Rubio made the comment after masked plainclothes officers on March 25 snatched a Fulbright Scholar in a doctoral program in child development off the street in Massachusetts. The student, 30-year-old Rumeysa Ozturk, coauthored an opinion piece in the Tufts University student paper criticizing Israel over the Gaza War.

Even though the Turkish woman has not been charged in any crime, she is being held in an Immigration and Customs Enforcement detention center in Louisiana pending a decision in her revocation case. An immigration judge recently denied Ozturk bail.
In some cases, the students are being driven out of the country for taking part in demonstrations against the bloodshed in Gaza. In others – perhaps most – however, their revocations appear to have been triggered by traffic tickets or old minor violations that linger in their student records.
Based on such problems, the numbers of revocations are likely to grow. More than 4,700 students may have already had their records terminated in ICE’s Student and Exchange Visitors Information Systems database (SEVIS), according to Bloomberg Law. This move, which targets them for visa revocation and removal from the United States, is the opposite of the usual process in which a visa revocation triggers termination in the SEVIS system.
Another case of a Bizarro World approach, it seems.
The backwards, database-based approach also smacks of involvement by Elon Musk’s numbers crunchers at the so-called Department of Government Efficiency. A claim on that point has been made in at least one lawsuit, that of 10 students who have sued over their SEVIS record terminations in Michigan.
At least 16 lawsuits have been filed over the government actions, IHE reported. Among the students who have sued is a Georgia Tech Ph.D. student who is supposed to graduate on May 5, with a job offer to join the faculty. His attorney told the Associated Press that the student was likely targeted because of an unpaid traffic fine from when the student lent his car to a friend. Ultimately, the violation was dismissed.
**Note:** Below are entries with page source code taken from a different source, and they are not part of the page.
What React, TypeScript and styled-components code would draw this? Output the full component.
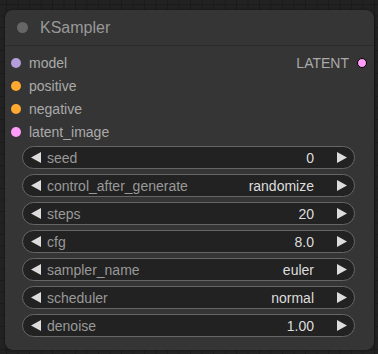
import React from "react";
import styled, { createGlobalStyle } from "styled-components";

const Global = createGlobalStyle`
  html, body {
    margin: 0;
    padding: 0;
    width: 378px;
    height: 354px;
    overflow: hidden;
    background-color: #222;
    background-image:
      linear-gradient(to right, #1b1b1b 1px, transparent 1px),
      linear-gradient(to bottom, #1b1b1b 1px, transparent 1px);
    background-size: 11.5px 11.5px;
    background-position: 6px 4px;
    font-family: "Liberation Sans", Arial, sans-serif;
  }
  #root { padding: 10px 0 0 5px; }
`;

const Node = styled.div`
  width: 369px;
  height: 340px;
  box-sizing: border-box;
  background: #353535;
  border-radius: 8px;
  box-shadow: 0 0 3px rgba(0, 0, 0, 0.5);
  display: flex;
  flex-direction: column;
`;

const Title = styled.div`
  height: 35px;
  display: flex;
  align-items: center;
  gap: 12px;
  padding-left: 12px;
  border-bottom: 1px solid #2b2b2b;
  color: #999;
  font-size: 16px;
`;

const TitleDot = styled.span`
  width: 11px;
  height: 11px;
  border-radius: 50%;
  background: #666;
`;

const Body = styled.div`
  display: flex;
  flex-direction: column;
  padding: 5px 19px 0 17px;
`;

const SlotRow = styled.div`
  height: 23px;
  display: flex;
  align-items: center;
  justify-content: space-between;
  margin: 0 -12px 0 -11px;
  font-size: 14px;
  color: #aaa;
`;

const Slot = styled.div`
  display: flex;
  align-items: center;
  gap: 8px;
`;

const Dot = styled.span<{ $c: string; $out?: boolean }>`
  width: 10px;
  height: 10px;
  box-sizing: border-box;
  border-radius: 50%;
  background: ${(p) => p.$c};
  border: ${(p) => (p.$out ? "1px solid #000" : "none")};
`;

const Widgets = styled.div`
  display: flex;
  flex-direction: column;
  gap: 5px;
  margin-top: 3px;
`;

const Widget = styled.div`
  height: 23px;
  box-sizing: border-box;
  border: 1px solid #666;
  border-radius: 12px;
  background: #222;
  display: flex;
  align-items: center;
  padding: 0 7px 0 8px;
  font-size: 14px;
`;

const Arrow = styled.svg`
  width: 11px;
  height: 11px;
  flex: none;
`;

const Label = styled.span`
  color: #999;
  margin-left: 5px;
  flex: 1;
`;

const Value = styled.span`
  color: #ddd;
  margin-right: 22px;
`;

const Left = () => (
  <Arrow viewBox="0 0 11 11">
    <polygon points="0,5.5 10,0 10,11" fill="#ddd" />
  </Arrow>
);
const Right = () => (
  <Arrow viewBox="0 0 11 11">
    <polygon points="11,5.5 1,0 1,11" fill="#ddd" />
  </Arrow>
);

const widgets: [string, string][] = [
  ["seed", "0"],
  ["control_after_generate", "randomize"],
  ["steps", "20"],
  ["cfg", "8.0"],
  ["sampler_name", "euler"],
  ["scheduler", "normal"],
  ["denoise", "1.00"],
];

export default function App() {
  return (
    <>
      <Global />
      <Node>
        <Title>
          <TitleDot />
          KSampler
        </Title>
        <Body>
          <SlotRow>
            <Slot>
              <Dot $c="#b39ddb" />
              model
            </Slot>
            <Slot>
              LATENT
              <Dot $c="#ff9cf9" $out />
            </Slot>
          </SlotRow>
          <SlotRow>
            <Slot>
              <Dot $c="#ffa931" />
              positive
            </Slot>
          </SlotRow>
          <SlotRow>
            <Slot>
              <Dot $c="#ffa931" />
              negative
            </Slot>
          </SlotRow>
          <SlotRow>
            <Slot>
              <Dot $c="#ff9cf9" />
              latent_image
            </Slot>
          </SlotRow>
          <Widgets>
            {widgets.map(([l, v]) => (
              <Widget key={l}>
                <Left />
                <Label>{l}</Label>
                <Value>{v}</Value>
                <Right />
              </Widget>
            ))}
          </Widgets>
        </Body>
      </Node>
    </>
  );
}
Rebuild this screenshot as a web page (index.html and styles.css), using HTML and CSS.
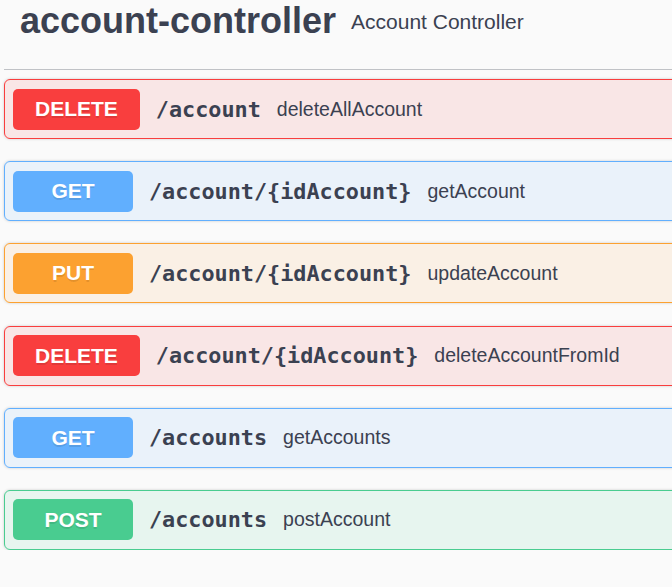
FILE: index.html
```html
<!DOCTYPE html>
<html>
<head>
<meta charset="utf-8">
<link rel="stylesheet" href="styles.css">
</head>
<body>
<div class="tag-section">
  <h4 class="tag-title"><span class="tag-name">account-controller</span><small class="tag-desc">Account Controller</small></h4>
  <div class="ops">
    <div class="op op-delete">
      <span class="method">DELETE</span>
      <span class="path">/account</span>
      <span class="summary">deleteAllAccount</span>
    </div>
    <div class="op op-get">
      <span class="method">GET</span>
      <span class="path">/account/{idAccount}</span>
      <span class="summary">getAccount</span>
    </div>
    <div class="op op-put">
      <span class="method">PUT</span>
      <span class="path">/account/{idAccount}</span>
      <span class="summary">updateAccount</span>
    </div>
    <div class="op op-delete">
      <span class="method">DELETE</span>
      <span class="path">/account/{idAccount}</span>
      <span class="summary">deleteAccountFromId</span>
    </div>
    <div class="op op-get">
      <span class="method">GET</span>
      <span class="path">/accounts</span>
      <span class="summary">getAccounts</span>
    </div>
    <div class="op op-post">
      <span class="method">POST</span>
      <span class="path">/accounts</span>
      <span class="summary">postAccount</span>
    </div>
  </div>
</div>
</body>
</html>
```
FILE: styles.css
```css
html, body {
  margin: 0;
  padding: 0;
  background: #fafafa;
  overflow: hidden;
}
body {
  font-family: "Liberation Sans", Arial, sans-serif;
  color: #3b4151;
}
.tag-section {
  margin-left: 4px;
  width: 740px;
}
.tag-title {
  margin: 0;
  display: flex;
  align-items: flex-start;
  padding: 0 45px 0 16px;
  height: 70px;
  border-bottom: 1px solid rgba(59, 65, 81, 0.3);
  box-sizing: border-box;
}
.tag-name {
  font-size: 36px;
  font-weight: bold;
  line-height: 36px;
  margin-top: 3px;
}
.tag-desc {
  font-size: 21px;
  font-weight: normal;
  line-height: 21px;
  margin-left: 15px;
  margin-top: 11px;
}
.ops {
  display: flex;
  flex-direction: column;
  gap: 22.2px;
  padding-top: 9px;
}
.op {
  display: flex;
  align-items: center;
  height: 58px;
  padding: 0 8px;
  border: 1px solid;
  border-radius: 6px;
  box-shadow: 0 0 3px rgba(0, 0, 0, 0.19);
}
.method {
  min-width: 120px;
  height: 41px;
  box-sizing: border-box;
  padding: 0 22px;
  border-radius: 5px;
  display: flex;
  align-items: center;
  justify-content: center;
  color: #fff;
  font-family: "Liberation Sans", Arial, sans-serif;
  font-weight: bold;
  font-size: 21px;
  text-shadow: 0 1.5px 0 rgba(0, 0, 0, 0.1);
}
.path {
  font-family: "DejaVu Sans Mono", monospace;
  font-weight: bold;
  font-size: 21.8px;
  padding: 0 16px;
  color: #3b4151;
}
.summary {
  font-size: 19.5px;
  color: #3b4151;
}
.op-delete { border-color: #f93e3e; background: rgba(249, 62, 62, 0.1); }
.op-delete .method { background: #f93e3e; }
.op-get { border-color: #61affe; background: rgba(97, 175, 254, 0.1); }
.op-get .method { background: #61affe; }
.op-put { border-color: #fca130; background: rgba(252, 161, 48, 0.1); }
.op-put .method { background: #fca130; }
.op-post { border-color: #49cc90; background: rgba(73, 204, 144, 0.1); }
.op-post .method { background: #49cc90; }
```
As with the Georgia doctoral student, the U.S. stands to lose some of the best and brightest in this Trumpian effort. Science, for instance, reported the case of a biochemist caught up in the SEVIS terminations who had just been selected for a H-1B visa, but who had a misdemeanor charge dismissed more than 10 years ago. “A mistake made in high school came haunting me all over again,” the researcher told the outlet.
Trump and his toadies are going even broader. In the administration’s battle against Harvard University, it now is threatening to block the enrollment of foreign students. “It is a privilege to have foreign students attend Harvard University, not a guarantee,” Homeland Security Secretary Kristi Noem wrote in a letter to the school obtained by The New York Times. “The United States government understands that Harvard University relies heavily on foreign student funding from over 10,000 foreign students to build and maintain their substantial endowment.”
Harvard relies on such students, who often pay full tuition, to support it financially. Noem demanded detailed records on such students and she said that failure to comply would be treated as a “voluntary withdrawal” of the certification system that allows international students to enroll. “The withdrawal will not be subject to appeal,” Noem wrote.
Wrongheaded as this assault on international students is, it also contradicts what Trump, the candidate, said last June when he promised a green card to any international student bright enough to graduate from a U.S. school, as Washington Post opinion writer Catherine Rampell recently wrote. “He also promised to help his country better compete on the global stage,” Rampell added. “Today, he’s destroying one of our most powerful economic engines — and ensuring international students don’t come here (let alone graduate) at all.”
That 1.1 million tally for foreign students here in the last academic year may well turn out to be a high-water mark, a count that could easily decline in coming years. In China — one of the biggest sources of foreign students in the U.S. — New York Times columnist Thomas Friedman heard repeatedly a few weeks ago that maybe studying in the U.S. isn’t such a great idea. “The reason: They don’t know when their kids might be arbitrarily arrested, when their family members might get deported to Salvadoran prisons,” Friedman wrote.
Somdeep Sen, an associate professor at Denmark’s Roskilde University, echoed that theme in a piece in Aljazeera headlined “United States is no longer a safe destination for international students.” In it, Sen contended: “One cannot underestimate the precarity that orders the lives of international students in the United States.”

Former President Ronald Reagan, in his farewell address to the nation in 1989, referred to the famous vision of Pilgrim John Winthrop of America as a “shining city upon a hill,” a theme Reagan had often invoked. The former president said the country was “still a beacon, still a magnet for all who must have freedom, for all the pilgrims from all the lost places who are hurtling through the darkness, toward home.”
As Trump appears today to be doing his best to douse that light, one can only wonder how inverted his world is. For many international students, and for the U.S. generally, his comic-book version of reality is tragic. The harm it will do could prove irreparable and likely to long outlast him.
Friedman invoked Steve Jobs’s Syrian birth father, Abdulfattah “John” Jandali, who came to the U.S. in the 1950s to get a Ph.D. at the University of Wisconsin. The legacy he left us, through Jobs, has proved immeasurable. How many Jandalis will now opt for graduate study in Canada, Europe or the U.K., or anywhere but Trump’s Bizarro America?